I. The Standard Model's Crucial Void: A Universe Without Mass


To comprehend the significance of the Higgs boson, one must first appreciate the theoretical predicament it was conceived to resolve. This crisis emerged from the very heart of the Standard Model of particle physics, a theory that, while stunningly successful, contained a seemingly fatal flaw related to the origin of mass.


The Architecture of Reality: The Standard Model of Particle physics


The Standard Model is the crowning achievement of 20th-century physics, a comprehensive theory that describes the fundamental building blocks of the universe and the forces through which they interact.1 It classifies all known elementary particles into two main groups: fermions and bosons. Fermions are the constituents of matter, such as quarks (which form protons and neutrons) and leptons (which include the electron). Bosons are the carriers of the fundamental forces: the photon for the electromagnetic force, the W and Z bosons for the weak nuclear force, and the gluon for the strong nuclear force.2

Developed throughout the 1960s and 70s, the Standard Model has been experimentally validated with extraordinary precision, its predictions holding true across a vast range of energy scales.1 The theory's remarkable success is rooted in a deep mathematical principle known as gauge symmetry. These symmetries are not merely aesthetic; they are the core organizing principle that dictates the very nature and existence of the fundamental forces.2


The Unification and the Paradox: The Electroweak Theory


A major theoretical breakthrough in the 1960s was the unification of the electromagnetic and weak nuclear forces into a single, underlying "electroweak" force.1 This theory proposed that at very high energies, such as those present in the universe's first moments, these two forces were indistinguishable. This unification was mathematically described by a specific gauge symmetry, denoted as $SU(2) \times U(1)$.2

However, this elegant unification presented a profound paradox. A rigid and unavoidable consequence of the electroweak gauge symmetry was that all its associated force-carrying bosons—the photon, the W boson, and the Z boson—must be massless.6 While this held true for the photon, which is indeed massless, it was in stark contradiction with experimental evidence concerning the weak force. The weak force has an extremely short range, which implies that its carriers, the W and Z bosons, must be very heavy. Later experiments confirmed this, measuring their masses to be approximately 80 to 90 times that of a proton.7

This discrepancy created a crisis. The theory's core symmetry principle demanded massless bosons, while reality presented massive ones. Simply inserting mass terms for the W and Z bosons into the equations by hand was not a viable option; doing so would violate the fundamental gauge symmetry, causing the theory to break down and yield nonsensical, infinite probabilities for certain interactions.9 The challenge was therefore not merely to explain mass, but to find a mechanism that could generate mass for the W and Z bosons without destroying the essential electroweak symmetry that underpinned the entire theoretical structure. The Standard Model had a void at its center: it could not account for mass in a self-consistent way.

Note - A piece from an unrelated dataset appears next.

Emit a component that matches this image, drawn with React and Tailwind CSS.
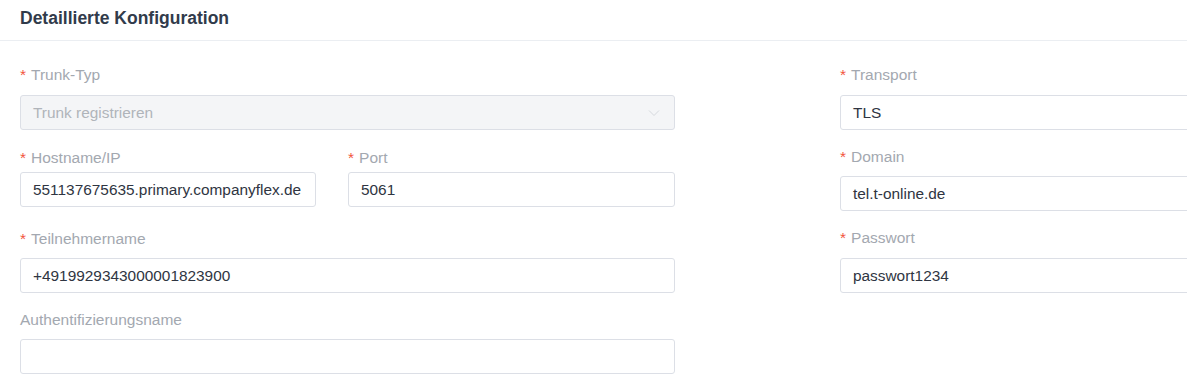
import { useState } from "react";

const Label = ({ text, required, className = "mb-[10px]" }) => (
  <div className={`h-5 leading-5 text-[15.5px] text-[#a3a8b0] whitespace-nowrap ${className}`}>
    {required && <span className="text-[#f2553d] mr-[5px]">*</span>}
    {text}
  </div>
);

const Input = ({ value, className = "" }) => (
  <div className={`h-[35px] border border-[#dcdfe6] rounded-[3px] bg-white px-[12px] flex items-center text-[15.4px] text-[#2f3542] whitespace-nowrap overflow-hidden ${className}`}>
    {value}
  </div>
);

const Field = ({ label, required, value, className = "", labelClass }) => (
  <div className={className}>
    <Label text={label} required={required} className={labelClass} />
    <Input value={value} />
  </div>
);

export default function App() {
  const [form] = useState({
    host: "551137675635.primary.companyflex.de",
    port: "5061",
    user: "+4919929343000001823900",
    auth: "",
    transport: "TLS",
    domain: "tel.t-online.de",
    password: "passwort1234",
  });

  return (
    <div className="w-[1187px] h-[384px] overflow-hidden bg-white" style={{ fontFamily: '"Liberation Sans", Arial, sans-serif' }}>
      <div className="h-[41px] border-b border-[#ebeef2] px-5 flex items-center">
        <h2 className="text-[17.5px] font-bold text-[#313b4b] -mt-[3px]">Detaillierte Konfiguration</h2>
      </div>
      <div className="flex pl-5 pt-[24px]">
        <div className="w-[655px] shrink-0">
          <div>
            <Label text="Trunk-Typ" required />
            <div className="h-[35px] border border-[#dcdfe6] rounded-[3px] bg-[#f4f5f7] pl-[12px] pr-[14px] flex items-center justify-between text-[15.4px] text-[#b0b4ba]">
              <span>Trunk registrieren</span>
              <svg width="12" height="8" viewBox="0 0 12 8" fill="none" stroke="#d6d9de" strokeWidth="1">
                <path d="M1 1.5 6 6.5 11 1.5" />
              </svg>
            </div>
          </div>
          <div className="flex gap-[32px] mt-[18px]">
            <Field className="w-[296px]" labelClass="mb-[4px]" label="Hostname/IP" required value={form.host} />
            <Field className="w-[327px]" labelClass="mb-[4px]" label="Port" required value={form.port} />
          </div>
          <Field className="mt-[22px]" labelClass="mb-[9px]" label="Teilnehmername" required value={form.user} />
          <Field className="mt-[17px]" labelClass="mb-[9px]" label="Authentifizierungsname" value={form.auth} />
        </div>
        <div className="w-[655px] shrink-0 ml-[165px]">
          <Field label="Transport" required value={form.transport} />
          <Field className="mt-[17px]" labelClass="mb-[9px]" label="Domain" required value={form.domain} />
          <Field className="mt-[17px]" labelClass="mb-[10px]" label="Passwort" required value={form.password} />
        </div>
      </div>
    </div>
  );
}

II. The Theoretical Solution: The Brout-Englert-Higgs Mechanism


In 1964, a brilliant solution to this paradox was proposed almost simultaneously by three independent groups of physicists: François Englert and Robert Brout; Peter Higgs; and Gerald Guralnik, Carl Hagen, and Tom Kibble.7 Their collective work, now known as the Brout-Englert-Higgs (BEH) mechanism, introduced a radical new concept that would fundamentally change our understanding of mass.


A New Idea: The Higgs Field


The BEH mechanism postulated the existence of a new, invisible energy field that permeates all of space, known as the Higgs field.11 Unlike the familiar electromagnetic field, which has a direction (a vector field), the Higgs field is a scalar field. This means it has a magnitude at every point in space but no associated direction.2 This unique property is critical to its function.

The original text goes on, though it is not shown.